Sumer is icumen in. And the livin’ is easy. And the weather is hot. Hot town, summer in the city: the boys of summer, that summer wind, but uh-oh, those hot summer nights, and suddenly last summer…
Beer, patios, music – the estival festival. And the estivation: the sun simmers, and all slumbers summarily. The oven timer of the sun-baking set is the heat-buzzer insect, harbinger of torpor, the sick cadence of the cicada. The warmth of summer incubates the yeast of memory. While we are in the summer, our skin-tracing beads of sweat are the amber of an eternal present glazing us, but when we stop and think of summer, and bite into the word summer as into a warm fresh bun, all the summers of our lived lives and fantasies re-present and blossom in our tongues, our sinuses, our crania, and again before our eyes.
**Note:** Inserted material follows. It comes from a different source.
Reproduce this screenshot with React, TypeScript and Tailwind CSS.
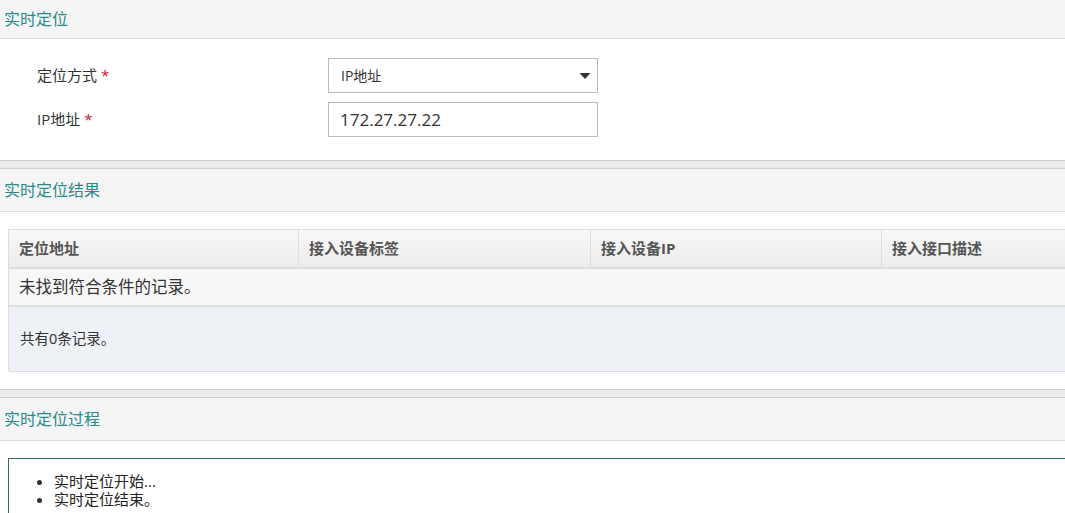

Your summer is your summer. The sound is the same for all, the /s/ that could be fresh or hot, the /m/ ever warm and the /r/ ever soft; the word has come through time no more changed than the form of the dragonflies that darn the warm fabric of the post-solstice air; but in word country, summer may be a meadow or forest or beach or porch and more, but it is multiple worlds, a different geography for each person and at each turning: a magic glass that contains all warm worlds and words in one. And always, at the heart of summer, we are young.
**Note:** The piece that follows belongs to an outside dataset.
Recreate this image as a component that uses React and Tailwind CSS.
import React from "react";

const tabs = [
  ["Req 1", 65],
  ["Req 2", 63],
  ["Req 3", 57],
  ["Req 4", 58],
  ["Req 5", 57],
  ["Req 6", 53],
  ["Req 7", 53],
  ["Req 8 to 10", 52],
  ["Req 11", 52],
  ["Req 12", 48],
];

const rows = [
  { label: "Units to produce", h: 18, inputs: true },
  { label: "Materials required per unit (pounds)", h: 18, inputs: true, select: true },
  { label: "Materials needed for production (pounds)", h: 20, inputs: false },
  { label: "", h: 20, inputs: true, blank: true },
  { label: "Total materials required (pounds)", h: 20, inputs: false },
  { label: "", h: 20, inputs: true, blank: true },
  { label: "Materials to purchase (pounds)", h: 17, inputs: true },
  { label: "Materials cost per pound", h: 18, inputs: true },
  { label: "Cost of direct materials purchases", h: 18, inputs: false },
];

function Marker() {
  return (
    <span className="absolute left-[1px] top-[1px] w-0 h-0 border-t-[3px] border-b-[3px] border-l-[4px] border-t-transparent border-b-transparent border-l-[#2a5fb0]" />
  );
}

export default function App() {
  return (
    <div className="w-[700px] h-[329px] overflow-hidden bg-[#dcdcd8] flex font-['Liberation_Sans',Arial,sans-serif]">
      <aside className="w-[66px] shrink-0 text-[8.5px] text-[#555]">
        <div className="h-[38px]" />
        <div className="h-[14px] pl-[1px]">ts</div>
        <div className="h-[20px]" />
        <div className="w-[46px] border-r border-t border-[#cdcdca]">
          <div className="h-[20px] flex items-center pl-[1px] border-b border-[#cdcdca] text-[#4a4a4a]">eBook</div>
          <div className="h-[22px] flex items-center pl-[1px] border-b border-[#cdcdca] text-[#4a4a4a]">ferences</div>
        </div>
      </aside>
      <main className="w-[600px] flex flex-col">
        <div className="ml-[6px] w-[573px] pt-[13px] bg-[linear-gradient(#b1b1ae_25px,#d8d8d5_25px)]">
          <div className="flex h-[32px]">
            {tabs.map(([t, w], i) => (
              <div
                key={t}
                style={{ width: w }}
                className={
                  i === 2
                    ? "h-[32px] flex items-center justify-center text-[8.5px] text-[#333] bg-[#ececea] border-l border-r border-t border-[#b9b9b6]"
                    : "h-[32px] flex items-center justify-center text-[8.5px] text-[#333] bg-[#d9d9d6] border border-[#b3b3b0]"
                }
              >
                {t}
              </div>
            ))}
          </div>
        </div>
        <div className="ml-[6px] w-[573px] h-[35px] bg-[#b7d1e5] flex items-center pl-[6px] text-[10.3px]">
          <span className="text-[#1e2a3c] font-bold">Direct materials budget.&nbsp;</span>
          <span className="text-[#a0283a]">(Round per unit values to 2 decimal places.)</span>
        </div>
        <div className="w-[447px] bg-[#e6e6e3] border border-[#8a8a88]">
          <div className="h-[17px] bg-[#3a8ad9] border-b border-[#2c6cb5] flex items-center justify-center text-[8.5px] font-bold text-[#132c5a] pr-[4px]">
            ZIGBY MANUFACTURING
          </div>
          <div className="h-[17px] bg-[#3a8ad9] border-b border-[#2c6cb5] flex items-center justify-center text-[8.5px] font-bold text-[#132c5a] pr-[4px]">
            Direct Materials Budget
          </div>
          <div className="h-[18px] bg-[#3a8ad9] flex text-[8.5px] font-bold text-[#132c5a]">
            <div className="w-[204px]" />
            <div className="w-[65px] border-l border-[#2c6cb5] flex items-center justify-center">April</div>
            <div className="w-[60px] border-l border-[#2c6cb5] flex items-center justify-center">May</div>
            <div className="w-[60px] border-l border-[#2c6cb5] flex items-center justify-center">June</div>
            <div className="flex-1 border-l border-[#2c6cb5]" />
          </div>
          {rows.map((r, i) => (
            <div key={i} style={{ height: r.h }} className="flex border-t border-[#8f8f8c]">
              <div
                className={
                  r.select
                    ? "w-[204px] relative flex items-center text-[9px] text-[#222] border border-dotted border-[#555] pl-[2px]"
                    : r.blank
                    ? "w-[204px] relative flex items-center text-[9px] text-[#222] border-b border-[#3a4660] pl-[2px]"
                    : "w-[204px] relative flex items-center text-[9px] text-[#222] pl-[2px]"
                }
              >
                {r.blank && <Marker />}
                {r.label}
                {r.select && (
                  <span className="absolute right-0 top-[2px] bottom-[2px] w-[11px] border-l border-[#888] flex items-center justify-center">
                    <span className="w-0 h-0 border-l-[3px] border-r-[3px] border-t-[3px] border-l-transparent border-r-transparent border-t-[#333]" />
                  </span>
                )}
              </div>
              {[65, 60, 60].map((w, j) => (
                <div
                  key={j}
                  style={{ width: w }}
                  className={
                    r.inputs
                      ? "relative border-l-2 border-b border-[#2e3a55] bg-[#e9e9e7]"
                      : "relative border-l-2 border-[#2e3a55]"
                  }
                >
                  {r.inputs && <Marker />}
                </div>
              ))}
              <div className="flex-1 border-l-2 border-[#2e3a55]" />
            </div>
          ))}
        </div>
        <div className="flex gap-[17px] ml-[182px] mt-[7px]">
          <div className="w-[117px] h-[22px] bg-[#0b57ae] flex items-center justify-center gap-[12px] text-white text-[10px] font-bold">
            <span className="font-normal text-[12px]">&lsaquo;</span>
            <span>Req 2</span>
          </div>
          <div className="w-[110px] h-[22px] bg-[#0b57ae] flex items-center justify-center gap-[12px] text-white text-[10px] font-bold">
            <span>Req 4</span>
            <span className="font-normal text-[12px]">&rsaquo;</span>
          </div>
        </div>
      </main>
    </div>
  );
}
I enter summer as a small boy in Exshaw, walking the highway past village edge to find a swamp called Dragonfly, or climbing Cougar Mountain, knocking rocks past choirs of crocuses, coming back down to chocolate bars and childish trickery, and its soundtrack is the five-note song of a bird whose name I never learned. I see in it road trips on Interstates over the great plains to the sound of Gordon Lightfoot, and beaches with peeling sunburns that made my back feel like a split kielbasa. A yawning time of no school, then later of summer courses, of long days and far walks alone under green branches to broad views, and poems in which things are seen but nothing happens. Days to plant the seeds of romance – much rarer in my younger life than in the songs and movies that told me what should have been.
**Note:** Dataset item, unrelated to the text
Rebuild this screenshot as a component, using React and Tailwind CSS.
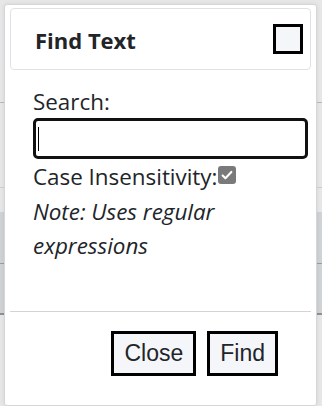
import React, { useState } from 'react';

const FindTextDialog = () => {
  const [query, setQuery] = useState('');
  const [caseInsensitive, setCaseInsensitive] = useState(true);

  return (
    <div className="w-[313px] h-[402px] bg-white border border-[#d6d6d6] rounded-[3px] flex flex-col overflow-hidden shadow-[0_0_4px_rgba(0,0,0,0.08)]">
      {/* Header */}
      <div className="mx-[5px] mt-[3px] h-[62px] border border-[#dee2e6] rounded-[4px] flex items-center justify-between pl-[24px] pr-[7px]">
        <h2 className="text-[22px] font-bold text-[#212529] leading-none pt-[2px]">Find Text</h2>
        <button className="w-[30px] h-[30px] border-[3px] border-black bg-[#f5f6f9]" aria-label="Close" />
      </div>

      {/* Body */}
      <div className="flex-1 px-[28px] pt-[15px] text-[22.4px] leading-[33px] text-[#212529]">
        <label className="block">Search:</label>
        <div className="w-[275px] h-[41px] border-[3px] border-[#111] rounded-[5px] flex items-center pl-[2px]">
          <span className="w-px h-[24px] bg-black" />
          <input
            value={query}
            onChange={(e) => setQuery(e.target.value)}
            className="flex-1 h-full outline-none bg-transparent text-[20px] px-1"
          />
        </div>
        <div className="flex items-center mt-[1px]">
          <span>Case Insensitivity:</span>
          <button
            onClick={() => setCaseInsensitive(!caseInsensitive)}
            className="w-[18px] h-[18px] ml-[1px] rounded-[3px] bg-[#7a7a7a] flex items-center justify-center -mt-[3px]"
          >
            {caseInsensitive && (
              <svg width="14" height="14" viewBox="0 0 16 16" fill="none">
                <path d="M3 8.5l3.2 3.2L13 4.5" stroke="#fff" strokeWidth="2.4" strokeLinecap="round" strokeLinejoin="round" />
              </svg>
            )}
          </button>
        </div>
        <p className="italic mt-[2px] leading-[34px]">Note: Uses regular expressions</p>
      </div>

      {/* Footer */}
      <div className="mx-[5px] border-t border-[#d4d4d4] h-[94px] flex items-start justify-end pt-[19px] pr-[33px] gap-[11px] font-['Liberation_Sans',Arial,sans-serif]">
        <button className="h-[45px] px-[10px] border-[3px] border-black bg-[#f5f6f9] text-[23px] text-[#212529]">Close</button>
        <button className="h-[45px] px-[10px] border-[3px] border-black bg-[#f5f6f9] text-[23px] text-[#212529]">Find</button>
      </div>
    </div>
  );
};

const App = () => {
  return (
    <div className="relative w-[322px] h-[406px] overflow-hidden bg-[#e7e7e7] font-['Open_Sans',sans-serif]">
      {/* dimmed page behind the dialog */}
      <div className="absolute inset-0 flex flex-col">
        <div className="h-[102px]" />
        <div className="h-px bg-[#b9b9b9]" />
        <div className="h-[84px]" />
        <div className="h-px bg-[#cfcfcf]" />
        <div className="h-[24px]" />
        <div className="h-[51px] bg-[#d0d3d6]" />
        <div className="h-px bg-[#9a9c9e]" />
        <div className="h-[49px] bg-[#d0d3d6]" />
        <div className="h-[2px] bg-[#8e9092]" />
      </div>
      <div className="relative pt-[4px] pl-[4px]">
        <FindTextDialog />
      </div>
    </div>
  );
};

export default App;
The ever-young summer is carefree, hopeful times, now grasped like paper fluttering by in the wind of weekday work: stop, swim, sun, sleep, and then again for eight hours it is already autumn. Summer is weakened to a weekend, a dash to a porch and a glass of Pimm’s, and then warm slumber accompanied by the timpani of thunder and the castanets of fat raindrops. Summer is now that other mirror, the one I turn to when I turn off the ice of the office, and looking in it see the frost on my temples melt back to golden straw and the rumpled shirts to skin, and nothing needs a name.